I lost nearly an hour today to a tangent that (in my mind) ran off from Jean Zimmerman’s lovely book, Love, Fiercely. It was about Shadowbrook, the “largest house in America” at the time that Anson Phelps Stokes, Newton’s father, built it in Stockbridge in the early 1890s. I had to see what was left of this monstrosity of stone and Tudor timber, so I began at Google Maps. Then I Googled “Shadowbrook Stockbridge” and came up with the most interesting document, a history of the house that culminated in its destruction by fire in 1956. By that time, it had been a Jesuit novitiate for decades, and the author was an alumnus, one Frank Shea.
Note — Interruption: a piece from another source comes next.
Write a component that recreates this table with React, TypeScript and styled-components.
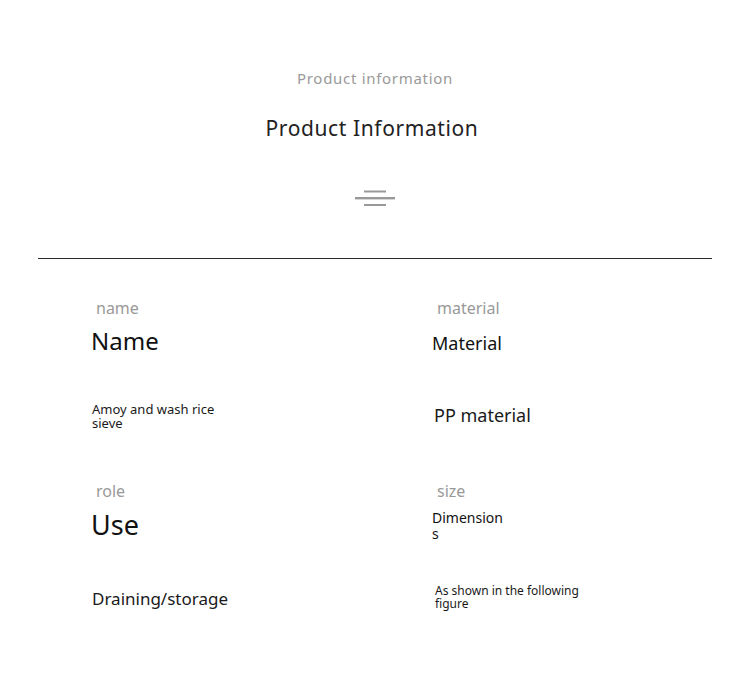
import styled, { createGlobalStyle } from "styled-components";

const GlobalStyle = createGlobalStyle`
  body {
    margin: 0;
    background: #ffffff;
    font-family: "Noto Sans", "Open Sans", sans-serif;
  }
`;

const Page = styled.div`
  width: 750px;
  min-height: 681px;
  background: #ffffff;
`;

const Header = styled.header`
  display: flex;
  flex-direction: column;
  align-items: center;
  padding-top: 66px;
`;

const Subtitle = styled.div`
  font-size: 15px;
  line-height: 24px;
  letter-spacing: 0.7px;
  color: #9a9a9a;
`;

const Title = styled.h1`
  margin: 24px 6px 0 0;
  font-size: 21px;
  line-height: 28px;
  font-weight: 400;
  letter-spacing: 0.6px;
  color: #222222;
`;

const Mark = styled.svg`
  margin-top: 47px;
  display: block;
`;

const Divider = styled.hr`
  margin: 51px 38px 0;
  border: none;
  border-top: 1px solid #2a2a2a;
`;

const SpecGrid = styled.div`
  display: grid;
  grid-template-columns: 341px 1fr;
  padding: 38px 0 0 91px;
`;

const Spec = styled.div`
  display: flex;
  flex-direction: column;
  height: 183px;
`;

const Label = styled.div`
  margin-left: 5px;
  font-size: 16px;
  line-height: 22px;
  color: #999999;
`;

const Heading = styled.div<{ $size: number; $width?: number; $top: number }>`
  margin-top: ${({ $top }) => $top}px;
  font-size: ${({ $size }) => $size}px;
  line-height: ${({ $size }) => Math.round($size * 1.15)}px;
  color: #111111;
  width: ${({ $width }) => ($width ? `${$width}px` : "auto")};
  word-break: break-all;
`;

const Value = styled.div<{
  $size: number;
  $width?: number;
  $top: number;
  $left: number;
}>`
  margin-top: ${({ $top }) => $top}px;
  margin-left: ${({ $left }) => $left}px;
  font-size: ${({ $size }) => $size}px;
  line-height: ${({ $size }) => Math.round($size * 1.1)}px;
  color: #1a1a1a;
  width: ${({ $width }) => ($width ? `${$width}px` : "auto")};
`;

const specs = [
  {
    label: "name",
    heading: "Name",
    headingSize: 24,
    headingTop: 8,
    value: "Amoy and wash rice sieve",
    valueSize: 13,
    valueTop: 47,
    valueLeft: 1,
    valueWidth: 135,
  },
  {
    label: "material",
    heading: "Material",
    headingSize: 18,
    headingTop: 14,
    value: "PP material",
    valueSize: 18,
    valueTop: 51,
    valueLeft: 2,
  },
  {
    label: "role",
    heading: "Use",
    headingSize: 27,
    headingTop: 7,
    value: "Draining/storage",
    valueSize: 17,
    valueTop: 49,
    valueLeft: 1,
  },
  {
    label: "size",
    heading: "Dimensions",
    headingSize: 14,
    headingTop: 8,
    headingWidth: 74,
    value: "As shown in the following figure",
    valueSize: 12,
    valueTop: 42,
    valueLeft: 3,
    valueWidth: 150,
  },
];

export default function App() {
  return (
    <Page>
      <GlobalStyle />
      <Header>
        <Subtitle>Product information</Subtitle>
        <Title>Product Information</Title>
        <Mark width="40" height="18" viewBox="0 0 40 18" aria-hidden="true">
          <rect x="9" y="1.5" width="22" height="2" fill="#999999" />
          <rect x="0" y="8" width="40" height="2.4" fill="#999999" />
          <rect x="9" y="15" width="22" height="2" fill="#999999" />
        </Mark>
      </Header>
      <Divider />
      <SpecGrid>
        {specs.map((spec) => (
          <Spec key={spec.label}>
            <Label>{spec.label}</Label>
            <Heading
              $size={spec.headingSize}
              $top={spec.headingTop}
              $width={spec.headingWidth}
            >
              {spec.heading}
            </Heading>
            <Value
              $size={spec.valueSize}
              $top={spec.valueTop}
              $left={spec.valueLeft}
              $width={spec.valueWidth}
            >
              {spec.value}
            </Value>
          </Spec>
        ))}
      </SpecGrid>
    </Page>
  );
}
Shea turned out to be one of the radical Jesuits who embraced the causes of the Sixties and who indeed left the order and the priesthood to marry someone he’d met (at a Newman Club!), and he seems to have died of a heart attack brought on by a kerfuffle concerning his chancery at Antioch College in the mid-Seventies. Here’s the small-world pearl in the story. Having tired of Shadowbrook (or, better, having come to dislike it after losing his leg in a riding accident), Anson Phelps Stokes built another mansion at Noroton, Connecticut, the very building that, growing up, I knew of simply as “Noroton” — the Sacred Heart academy there.